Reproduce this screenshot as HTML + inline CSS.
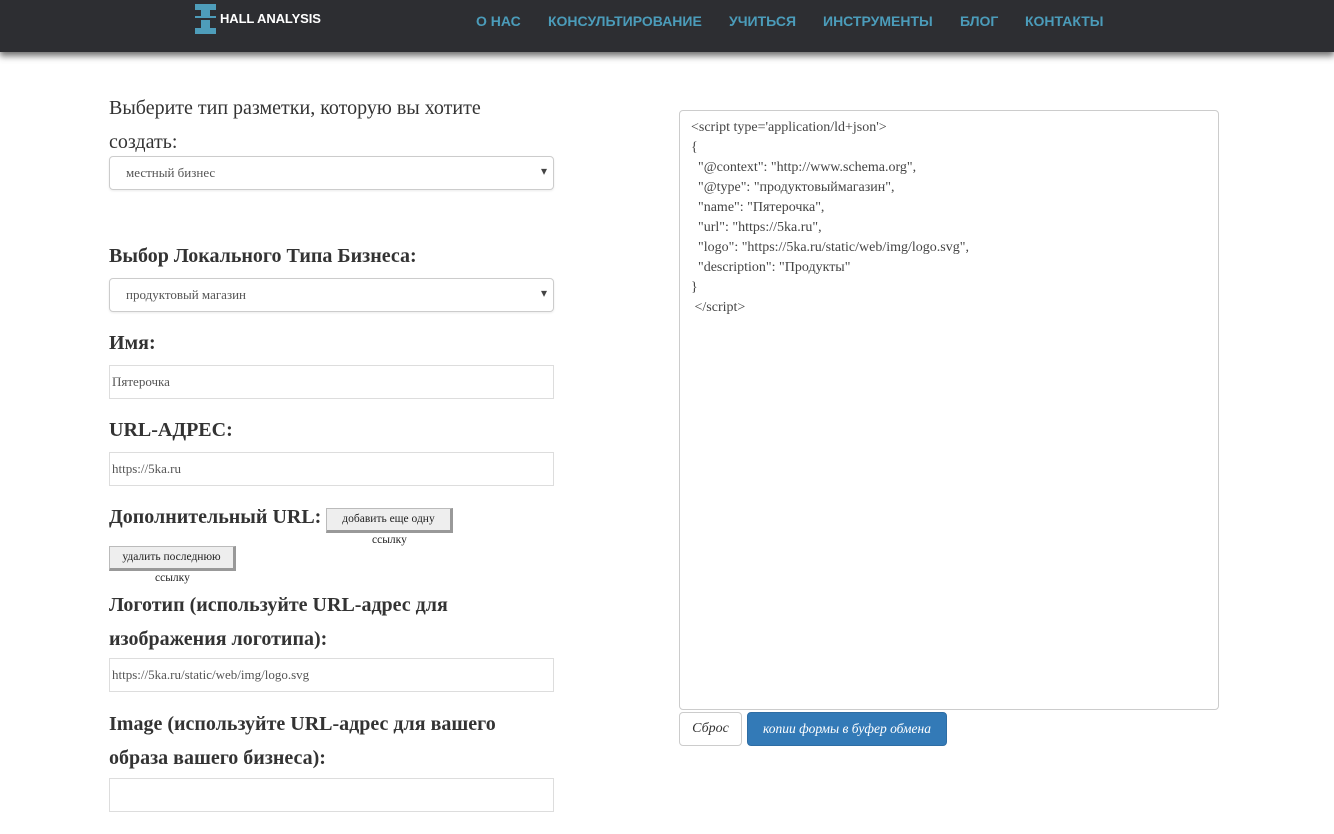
<!DOCTYPE html>
<html><head><meta charset="utf-8"><style>
*{box-sizing:border-box;margin:0;padding:0}
body{width:1334px;height:834px;background:#fff;position:relative;overflow:hidden;font-family:"Liberation Serif",serif;color:#333}
.hdr{position:absolute;left:0;top:0;width:1334px;height:52px;background:#2d2e32;box-shadow:0 3px 6px rgba(0,0,0,.5),0 6px 6px rgba(0,0,0,.15)}
.nav{position:absolute;top:13px;font-family:"Liberation Sans",sans-serif;font-weight:bold;font-size:14px;color:#4b9cba}
.a{position:absolute;white-space:nowrap}
.h{font-weight:bold;font-size:20px;color:#333}
.sel,.inp{position:absolute;left:109px;width:445px;height:34px;border:1px solid #ccc;font-size:13px;color:#555}
.sel{border-radius:4px;padding:8px 16px;box-shadow:0 1px 2px rgba(0,0,0,.08)}
.sel:after{content:"▾";position:absolute;right:6px;top:7px;font-size:12px;color:#444}
.inp{border-color:#ddd;padding:8px 2px}
.btn{position:absolute;height:25px;background:#eee;border:1px solid #bbb;border-right:3px solid #999;border-bottom:3px solid #999;font-size:11.5px;color:#222;text-align:center;padding-top:4px}
.sm{font-size:11.5px;color:#222}
.ta{position:absolute;left:679px;top:110px;width:540px;height:600px;border:1px solid #ccc;border-radius:4px;padding:7px 11px;font-size:14px;line-height:20px;color:#444;white-space:pre}
</style></head><body>
<div class="hdr">
<svg style="position:absolute;left:195px;top:4px" width="22" height="30" viewBox="0 0 22 30"><g fill="#4e9dba"><rect x="0" y="0" width="21" height="6"/><rect x="6" y="6" width="9" height="6"/><rect x="0" y="12" width="21" height="2"/><rect x="6" y="16" width="9" height="8"/><rect x="0" y="24" width="21" height="6"/></g></svg>
<div class="a" style="left:220px;top:11px;font-family:'Liberation Sans',sans-serif;font-weight:bold;font-size:13px;color:#fff;letter-spacing:-.1px">HALL ANALYSIS</div>
<div class="nav" style="left:476px">О НАС</div>
<div class="nav" style="left:548px">КОНСУЛЬТИРОВАНИЕ</div>
<div class="nav" style="left:729px">УЧИТЬСЯ</div>
<div class="nav" style="left:823px">ИНСТРУМЕНТЫ</div>
<div class="nav" style="left:960px">БЛОГ</div>
<div class="nav" style="left:1025px">КОНТАКТЫ</div>
</div>
<div class="a" style="left:109px;top:91px;font-size:20px;line-height:34px">Выберите тип разметки, которую вы хотите<br>создать:</div>
<div class="sel" style="top:156px">местный бизнес</div>
<div class="a h" style="left:109px;top:245px">Выбор Локального Типа Бизнеса:</div>
<div class="sel" style="top:278px">продуктовый магазин</div>
<div class="a h" style="left:109px;top:332px">Имя:</div>
<div class="inp" style="top:365px">Пятерочка</div>
<div class="a h" style="left:109px;top:419px">URL-АДРЕС:</div>
<div class="inp" style="top:452px">https://5ka.ru</div>
<div class="a h" style="left:109px;top:506px">Дополнительный URL:</div>
<div class="btn" style="left:326px;top:508px;width:127px">добавить еще одну</div>
<div class="a sm" style="left:372px;top:534px">ссылку</div>
<div class="btn" style="left:109px;top:546px;width:127px">удалить последнюю</div>
<div class="a sm" style="left:155px;top:572px">ссылку</div>
<div class="a h" style="left:109px;top:588px;line-height:34px">Логотип (используйте URL-адрес для<br>изображения логотипа):</div>
<div class="inp" style="top:658px">https://5ka.ru/static/web/img/logo.svg</div>
<div class="a h" style="left:109px;top:707px;line-height:34px">Image (используйте URL-адрес для вашего<br>образа вашего бизнеса):</div>
<div class="inp" style="top:778px"></div>
<div class="ta">&lt;script type='application/ld+json'&gt;
{
  "@context": "http://www.schema.org",
  "@type": "продуктовыймагазин",
  "name": "Пятерочка",
  "url": "https://5ka.ru",
  "logo": "https://5ka.ru/static/web/img/logo.svg",
  "description": "Продукты"
}
 &lt;/script&gt;</div>
<div class="a" style="left:679px;top:712px;width:63px;height:34px;border:1px solid #ccc;border-radius:4px;font-style:italic;font-size:14px;text-align:center;padding-top:8px">Сброс</div>
<div class="a" style="left:747px;top:712px;width:200px;height:34px;background:#337ab7;border:1px solid #2e6da4;border-radius:4px;font-style:italic;font-size:13.5px;color:#fff;text-align:center;padding-top:8px">копии формы в буфер обмена</div>
</body></html>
........
## JOB
Write out every line above exactly as it is, leaving out the pictures.

## TASK RESULT
Reproduce this screenshot as HTML + inline CSS.
<!DOCTYPE html>
<html><head><meta charset="utf-8"><style>
*{box-sizing:border-box;margin:0;padding:0}
body{width:1334px;height:834px;background:#fff;position:relative;overflow:hidden;font-family:"Liberation Serif",serif;color:#333}
.hdr{position:absolute;left:0;top:0;width:1334px;height:52px;background:#2d2e32;box-shadow:0 3px 6px rgba(0,0,0,.5),0 6px 6px rgba(0,0,0,.15)}
.nav{position:absolute;top:13px;font-family:"Liberation Sans",sans-serif;font-weight:bold;font-size:14px;color:#4b9cba}
.a{position:absolute;white-space:nowrap}
.h{font-weight:bold;font-size:20px;color:#333}
.sel,.inp{position:absolute;left:109px;width:445px;height:34px;border:1px solid #ccc;font-size:13px;color:#555}
.sel{border-radius:4px;padding:8px 16px;box-shadow:0 1px 2px rgba(0,0,0,.08)}
.sel:after{content:"▾";position:absolute;right:6px;top:7px;font-size:12px;color:#444}
.inp{border-color:#ddd;padding:8px 2px}
.btn{position:absolute;height:25px;background:#eee;border:1px solid #bbb;border-right:3px solid #999;border-bottom:3px solid #999;font-size:11.5px;color:#222;text-align:center;padding-top:4px}
.sm{font-size:11.5px;color:#222}
.ta{position:absolute;left:679px;top:110px;width:540px;height:600px;border:1px solid #ccc;border-radius:4px;padding:7px 11px;font-size:14px;line-height:20px;color:#444;white-space:pre}
</style></head><body>
<div class="hdr">
<svg style="position:absolute;left:195px;top:4px" width="22" height="30" viewBox="0 0 22 30"><g fill="#4e9dba"><rect x="0" y="0" width="21" height="6"/><rect x="6" y="6" width="9" height="6"/><rect x="0" y="12" width="21" height="2"/><rect x="6" y="16" width="9" height="8"/><rect x="0" y="24" width="21" height="6"/></g></svg>
<div class="a" style="left:220px;top:11px;font-family:'Liberation Sans',sans-serif;font-weight:bold;font-size:13px;color:#fff;letter-spacing:-.1px">HALL ANALYSIS</div>
<div class="nav" style="left:476px">О НАС</div>
<div class="nav" style="left:548px">КОНСУЛЬТИРОВАНИЕ</div>
<div class="nav" style="left:729px">УЧИТЬСЯ</div>
<div class="nav" style="left:823px">ИНСТРУМЕНТЫ</div>
<div class="nav" style="left:960px">БЛОГ</div>
<div class="nav" style="left:1025px">КОНТАКТЫ</div>
</div>
<div class="a" style="left:109px;top:91px;font-size:20px;line-height:34px">Выберите тип разметки, которую вы хотите<br>создать:</div>
<div class="sel" style="top:156px">местный бизнес</div>
<div class="a h" style="left:109px;top:245px">Выбор Локального Типа Бизнеса:</div>
<div class="sel" style="top:278px">продуктовый магазин</div>
<div class="a h" style="left:109px;top:332px">Имя:</div>
<div class="inp" style="top:365px">Пятерочка</div>
<div class="a h" style="left:109px;top:419px">URL-АДРЕС:</div>
<div class="inp" style="top:452px">https://5ka.ru</div>
<div class="a h" style="left:109px;top:506px">Дополнительный URL:</div>
<div class="btn" style="left:326px;top:508px;width:127px">добавить еще одну</div>
<div class="a sm" style="left:372px;top:534px">ссылку</div>
<div class="btn" style="left:109px;top:546px;width:127px">удалить последнюю</div>
<div class="a sm" style="left:155px;top:572px">ссылку</div>
<div class="a h" style="left:109px;top:588px;line-height:34px">Логотип (используйте URL-адрес для<br>изображения логотипа):</div>
<div class="inp" style="top:658px">https://5ka.ru/static/web/img/logo.svg</div>
<div class="a h" style="left:109px;top:707px;line-height:34px">Image (используйте URL-адрес для вашего<br>образа вашего бизнеса):</div>
<div class="inp" style="top:778px"></div>
<div class="ta">&lt;script type='application/ld+json'&gt;
{
  "@context": "http://www.schema.org",
  "@type": "продуктовыймагазин",
  "name": "Пятерочка",
  "url": "https://5ka.ru",
  "logo": "https://5ka.ru/static/web/img/logo.svg",
  "description": "Продукты"
}
 &lt;/script&gt;</div>
<div class="a" style="left:679px;top:712px;width:63px;height:34px;border:1px solid #ccc;border-radius:4px;font-style:italic;font-size:14px;text-align:center;padding-top:8px">Сброс</div>
<div class="a" style="left:747px;top:712px;width:200px;height:34px;background:#337ab7;border:1px solid #2e6da4;border-radius:4px;font-style:italic;font-size:13.5px;color:#fff;text-align:center;padding-top:8px">копии формы в буфер обмена</div>
</body></html>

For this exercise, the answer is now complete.